Que uno no encuentre allí lo que busca no significa que el catálogo sea menor. Tal vez solo significa que no se sabe buscar o que se está en el lugar equivocado. Nomás preguntale a los dueños de Betatonio. Por desgracia, se sigue comprobando que sin importar que se pague por los contenidos, lo que debería contar, se mantienen ciertas restricciones para el acceso a los mismos. Hay toneladas de leyes que restringen su uso con base en el lugar donde se encuentra el cliente. En Netflix, por ejemplo, los X Files no se pueden ver en USA pero sí en Colombia. Si hablamos de los nuevos capítulos, solo están disponibles en territorio gringo por Fox (cable o Internet) o en Colombia en la TV paga. Y sin embargo existen otros lugares en donde hallar esos anhelados santos griales. Mi reino por un hacker. Los computadores, además de volverse el electrodoméstico por antonomasia, se han dotado de características metafísicas y hoy son como el Espíritu Santo: pueden estar en todas partes.
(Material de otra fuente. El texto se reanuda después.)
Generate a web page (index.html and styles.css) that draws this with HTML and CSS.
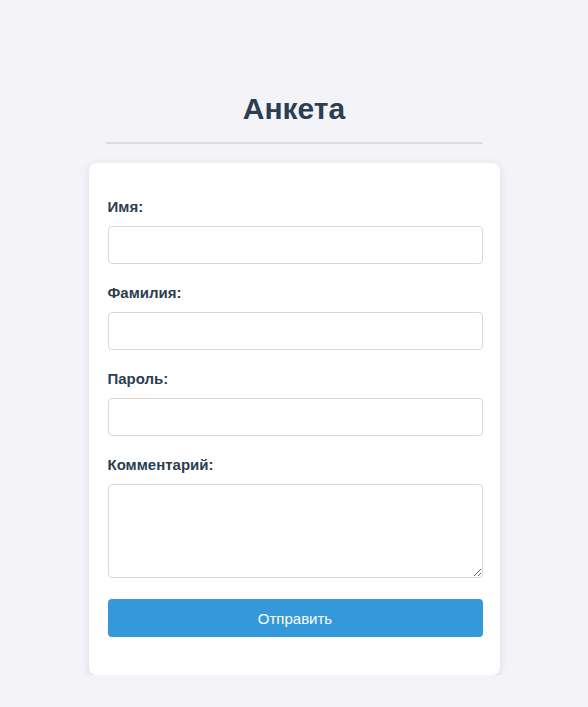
FILE: index.html
```html
<!DOCTYPE html>
<html lang="ru">
<head>
<meta charset="utf-8">
<title>Анкета</title>
<link rel="stylesheet" href="styles.css">
</head>
<body>
<div class="page">
  <h1 class="title">Анкета</h1>
  <form class="card">
    <div class="field">
      <label class="label" for="name">Имя:</label>
      <input class="input" id="name" type="text">
    </div>
    <div class="field">
      <label class="label" for="surname">Фамилия:</label>
      <input class="input" id="surname" type="text">
    </div>
    <div class="field">
      <label class="label" for="pass">Пароль:</label>
      <input class="input" id="pass" type="password">
    </div>
    <div class="field">
      <label class="label" for="comment">Комментарий:</label>
      <textarea class="input textarea" id="comment"></textarea>
    </div>
    <button class="submit" type="button">Отправить</button>
  </form>
</div>
</body>
</html>
```

FILE: styles.css
```css
html, body {
  margin: 0;
  padding: 0;
}
body {
  background: #f4f4f8;
  font-family: "Liberation Sans", Arial, sans-serif;
  color: #2c3e50;
}
.page {
  width: 411px;
  margin: 0 auto;
  padding-top: 91px;
  display: flex;
  flex-direction: column;
  align-items: center;
}
.title {
  width: 377px;
  margin: 0 0 19px 0;
  padding-bottom: 15px;
  border-bottom: 2px solid #dcdde3;
  text-align: center;
  font-size: 30px;
  line-height: 36px;
  font-weight: bold;
  color: #2c3e50;
}
.card {
  box-sizing: border-box;
  width: 411px;
  background: #fff;
  border-radius: 8px;
  box-shadow: 0 2px 10px rgba(0, 0, 0, 0.1);
  padding: 35px 17px 38px 19px;
  display: flex;
  flex-direction: column;
}
.field {
  display: flex;
  flex-direction: column;
  margin-bottom: 20px;
}
.label {
  font-size: 15px;
  line-height: 17px;
  font-weight: bold;
  color: #2c3e50;
  margin-bottom: 11px;
}
.input {
  box-sizing: border-box;
  width: 375px;
  height: 38px;
  border: 1px solid #d9d9d9;
  border-radius: 4px;
  background: #fff;
  margin: 0;
  padding: 8px 10px;
  font-family: "Liberation Sans", Arial, sans-serif;
  font-size: 15px;
}
.textarea {
  height: 94px;
  resize: vertical;
}
.field:nth-child(4) {
  margin-bottom: 21px;
}
.submit {
  width: 375px;
  height: 38px;
  border: none;
  border-radius: 4px;
  background: #3498db;
  color: #fff;
  font-family: "Liberation Sans", Arial, sans-serif;
  font-size: 15px;
  cursor: pointer;
}
```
Tienen el don de la omnipresencia.

Y lo mejor de todo es que lo puedo hacer sin necesidad de infringir la ley —o no mucho—. Suena increíblemente bien, ¿no? La promesa de la tecnología hecha realidad. Como dicen los más viejos “de eso tan bueno no dan tanto”. Hay varios asuntos a los que por espacio no me dedicaré como: los monopolios culturales que vemos ya en Amazon y Apple tienden a la homogenización de la oferta por cuanto promocionan lo que les es rentable perdiéndose un enorme producción intelectual y muchas veces nivelándonos por lo bajo. Sobre el canto de sirena de tener “todos” los contenido que queremos mientras el gran Hermano bibliotecario nos controla, da para una serie. Llámenme nostálgico. En lo íntimo, el no tener libros, discos o DVD con series y películas nos hace perder de ciertos placeres. Desde sentir el peso y la textura cuando se tiene una carátula en sus tres dimensiones entre manos, el olor particular de las hojas de los libros, los acetatos, el papel de la cartilla del CD, y muchos más.

Se minimiza de múltiples formas el nivel de intimidad que alcanzamos con ese contenido. Se aplasta, se hace bidimensional la relación. Y mucho más importante, se nos olvida cómo rompimos la barrera de entrada. La biblioteca de la casa y los discos del papá son la respuesta. Nada más placentero que poner un disco que uno había seleccionado y oírlo completo de cabo a rabo. Aprovechar la extensa oferta, hacernos más selectivos en lo que realmente vamos a tener para armar nuestra colección privada de ese contenido que nos ha sabido mover las fibras. Ese libro que queremos mostrarle al nieto, ese disco que “debe” oír son tesoros que debemos guardar.

Ve, Miley Cyrus by Woody Allen. Si tienen un hijo esa sí sería La Serie.